--- SUPPLIED DATA ---

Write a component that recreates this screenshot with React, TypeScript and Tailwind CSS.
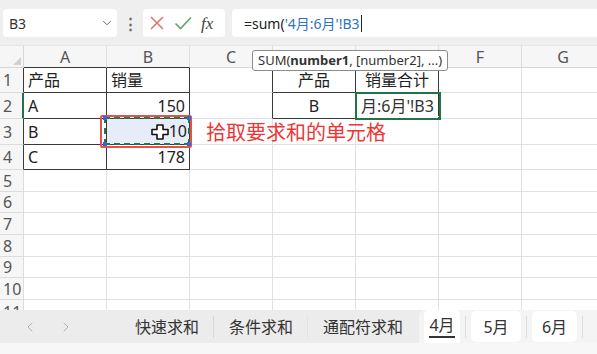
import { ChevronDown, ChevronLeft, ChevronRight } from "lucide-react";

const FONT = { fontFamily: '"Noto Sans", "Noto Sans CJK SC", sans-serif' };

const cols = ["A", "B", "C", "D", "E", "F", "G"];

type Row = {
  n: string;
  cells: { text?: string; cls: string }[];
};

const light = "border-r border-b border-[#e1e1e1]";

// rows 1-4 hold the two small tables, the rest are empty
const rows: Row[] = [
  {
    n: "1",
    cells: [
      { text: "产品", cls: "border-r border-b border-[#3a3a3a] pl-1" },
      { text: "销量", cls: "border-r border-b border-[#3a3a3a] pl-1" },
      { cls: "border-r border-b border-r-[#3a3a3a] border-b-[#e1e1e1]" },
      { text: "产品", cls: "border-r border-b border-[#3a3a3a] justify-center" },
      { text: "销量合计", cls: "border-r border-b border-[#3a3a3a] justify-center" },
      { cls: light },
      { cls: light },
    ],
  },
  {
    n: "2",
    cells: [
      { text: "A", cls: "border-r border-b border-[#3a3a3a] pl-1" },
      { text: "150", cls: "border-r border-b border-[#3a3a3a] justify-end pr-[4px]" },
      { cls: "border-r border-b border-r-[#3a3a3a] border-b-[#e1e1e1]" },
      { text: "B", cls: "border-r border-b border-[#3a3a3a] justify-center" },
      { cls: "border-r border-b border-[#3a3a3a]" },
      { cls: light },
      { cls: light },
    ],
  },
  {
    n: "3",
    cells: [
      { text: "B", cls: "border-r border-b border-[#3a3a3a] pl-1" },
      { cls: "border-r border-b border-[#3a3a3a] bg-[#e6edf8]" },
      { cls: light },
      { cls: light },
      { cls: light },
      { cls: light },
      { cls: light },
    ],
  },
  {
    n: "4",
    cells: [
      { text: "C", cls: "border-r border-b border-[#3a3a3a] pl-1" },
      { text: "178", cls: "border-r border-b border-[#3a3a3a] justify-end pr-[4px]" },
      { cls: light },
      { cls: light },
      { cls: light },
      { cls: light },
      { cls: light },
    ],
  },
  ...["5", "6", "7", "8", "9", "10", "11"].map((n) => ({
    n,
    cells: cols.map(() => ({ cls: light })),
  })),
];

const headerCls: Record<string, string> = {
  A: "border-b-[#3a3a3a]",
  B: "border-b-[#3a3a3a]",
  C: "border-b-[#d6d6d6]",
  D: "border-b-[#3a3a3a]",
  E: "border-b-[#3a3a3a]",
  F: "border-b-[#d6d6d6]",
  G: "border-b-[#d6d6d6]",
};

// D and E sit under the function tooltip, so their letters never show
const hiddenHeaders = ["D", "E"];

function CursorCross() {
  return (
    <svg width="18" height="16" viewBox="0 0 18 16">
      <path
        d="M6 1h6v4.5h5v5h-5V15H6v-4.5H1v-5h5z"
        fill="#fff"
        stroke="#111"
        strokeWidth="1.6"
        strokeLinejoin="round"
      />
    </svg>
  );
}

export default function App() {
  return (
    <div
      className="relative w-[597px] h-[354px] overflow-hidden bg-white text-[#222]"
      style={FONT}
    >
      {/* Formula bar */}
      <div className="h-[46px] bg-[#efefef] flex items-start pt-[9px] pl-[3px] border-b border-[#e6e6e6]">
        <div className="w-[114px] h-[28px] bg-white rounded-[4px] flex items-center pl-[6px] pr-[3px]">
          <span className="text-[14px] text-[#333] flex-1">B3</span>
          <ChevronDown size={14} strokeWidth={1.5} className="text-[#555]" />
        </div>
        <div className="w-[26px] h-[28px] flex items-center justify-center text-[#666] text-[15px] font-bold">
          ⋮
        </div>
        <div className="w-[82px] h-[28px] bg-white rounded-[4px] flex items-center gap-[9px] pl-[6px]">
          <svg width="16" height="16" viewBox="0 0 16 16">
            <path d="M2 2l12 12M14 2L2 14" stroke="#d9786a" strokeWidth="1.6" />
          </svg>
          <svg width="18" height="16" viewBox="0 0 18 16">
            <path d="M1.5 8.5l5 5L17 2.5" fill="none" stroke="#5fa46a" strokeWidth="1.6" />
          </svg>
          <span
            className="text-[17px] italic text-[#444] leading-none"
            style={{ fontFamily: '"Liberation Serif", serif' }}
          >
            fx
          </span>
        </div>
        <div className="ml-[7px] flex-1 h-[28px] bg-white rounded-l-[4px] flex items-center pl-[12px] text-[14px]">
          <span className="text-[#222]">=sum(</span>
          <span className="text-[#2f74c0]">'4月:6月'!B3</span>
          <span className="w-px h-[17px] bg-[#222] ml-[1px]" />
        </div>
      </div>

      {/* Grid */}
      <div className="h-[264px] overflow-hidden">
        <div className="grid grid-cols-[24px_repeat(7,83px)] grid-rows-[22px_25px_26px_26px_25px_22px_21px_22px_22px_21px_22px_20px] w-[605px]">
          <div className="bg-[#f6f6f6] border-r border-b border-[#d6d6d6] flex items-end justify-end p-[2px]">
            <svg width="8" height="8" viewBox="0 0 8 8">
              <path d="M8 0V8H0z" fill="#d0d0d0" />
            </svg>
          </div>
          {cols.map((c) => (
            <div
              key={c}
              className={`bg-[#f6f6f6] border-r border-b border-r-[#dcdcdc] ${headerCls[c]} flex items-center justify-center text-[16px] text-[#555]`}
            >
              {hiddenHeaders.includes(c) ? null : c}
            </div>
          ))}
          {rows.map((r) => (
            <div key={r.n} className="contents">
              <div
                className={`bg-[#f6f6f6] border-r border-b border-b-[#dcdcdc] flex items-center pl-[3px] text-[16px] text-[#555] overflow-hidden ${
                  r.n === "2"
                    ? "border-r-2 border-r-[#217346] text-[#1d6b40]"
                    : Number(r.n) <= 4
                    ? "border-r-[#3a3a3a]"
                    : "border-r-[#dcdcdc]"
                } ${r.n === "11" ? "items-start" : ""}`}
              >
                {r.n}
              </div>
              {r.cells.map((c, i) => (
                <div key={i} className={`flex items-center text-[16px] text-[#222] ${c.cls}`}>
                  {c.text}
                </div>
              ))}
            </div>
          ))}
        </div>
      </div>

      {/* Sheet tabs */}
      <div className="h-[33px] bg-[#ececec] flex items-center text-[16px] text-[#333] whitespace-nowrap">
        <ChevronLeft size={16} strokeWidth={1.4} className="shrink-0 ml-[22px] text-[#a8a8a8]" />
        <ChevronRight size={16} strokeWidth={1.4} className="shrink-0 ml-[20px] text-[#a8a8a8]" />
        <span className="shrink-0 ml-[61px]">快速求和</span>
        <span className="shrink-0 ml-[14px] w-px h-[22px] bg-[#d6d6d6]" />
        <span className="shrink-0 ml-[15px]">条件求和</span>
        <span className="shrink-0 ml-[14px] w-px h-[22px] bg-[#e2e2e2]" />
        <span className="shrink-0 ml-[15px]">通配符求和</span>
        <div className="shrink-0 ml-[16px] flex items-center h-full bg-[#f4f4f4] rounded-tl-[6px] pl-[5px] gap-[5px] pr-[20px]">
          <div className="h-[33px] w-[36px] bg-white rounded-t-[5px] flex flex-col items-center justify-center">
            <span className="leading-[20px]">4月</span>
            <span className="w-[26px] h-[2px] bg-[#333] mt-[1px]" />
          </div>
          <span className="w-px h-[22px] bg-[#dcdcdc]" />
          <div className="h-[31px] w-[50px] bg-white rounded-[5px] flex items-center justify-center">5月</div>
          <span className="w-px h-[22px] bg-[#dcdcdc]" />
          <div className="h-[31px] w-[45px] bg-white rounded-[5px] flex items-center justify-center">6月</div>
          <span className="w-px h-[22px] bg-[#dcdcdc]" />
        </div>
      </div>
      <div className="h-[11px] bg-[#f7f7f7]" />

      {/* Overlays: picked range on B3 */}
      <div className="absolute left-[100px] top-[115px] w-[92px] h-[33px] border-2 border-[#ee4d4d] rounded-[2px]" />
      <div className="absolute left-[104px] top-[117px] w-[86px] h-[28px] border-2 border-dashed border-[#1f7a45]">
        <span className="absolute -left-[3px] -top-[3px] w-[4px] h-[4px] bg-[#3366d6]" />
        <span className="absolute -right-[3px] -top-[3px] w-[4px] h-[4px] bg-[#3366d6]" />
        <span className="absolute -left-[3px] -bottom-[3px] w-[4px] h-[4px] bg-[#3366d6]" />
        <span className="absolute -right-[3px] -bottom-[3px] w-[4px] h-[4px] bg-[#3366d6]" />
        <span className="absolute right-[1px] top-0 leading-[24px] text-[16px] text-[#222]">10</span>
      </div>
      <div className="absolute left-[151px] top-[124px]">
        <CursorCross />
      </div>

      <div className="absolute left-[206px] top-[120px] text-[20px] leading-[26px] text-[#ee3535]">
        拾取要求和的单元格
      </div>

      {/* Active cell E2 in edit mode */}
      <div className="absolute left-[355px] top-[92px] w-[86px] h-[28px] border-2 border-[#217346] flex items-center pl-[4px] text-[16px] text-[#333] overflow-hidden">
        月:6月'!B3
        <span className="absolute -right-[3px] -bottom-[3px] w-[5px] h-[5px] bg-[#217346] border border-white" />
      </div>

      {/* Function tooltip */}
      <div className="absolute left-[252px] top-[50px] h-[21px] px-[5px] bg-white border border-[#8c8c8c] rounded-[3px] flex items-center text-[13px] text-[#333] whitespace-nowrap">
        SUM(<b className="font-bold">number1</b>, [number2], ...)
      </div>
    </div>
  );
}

---
--- SUPPLIED DATA ---

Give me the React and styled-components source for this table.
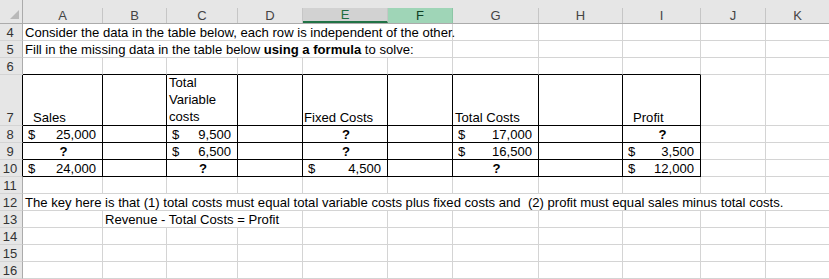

---

[TASK TO COMPLETE] Pull out each line of the listing that holds the string "this".

[SOLUTION TO THE PROBLEM]
Write a component that recreates this screenshot with React, TypeScript and Tailwind CSS.
Give me the React and styled-components source for this table.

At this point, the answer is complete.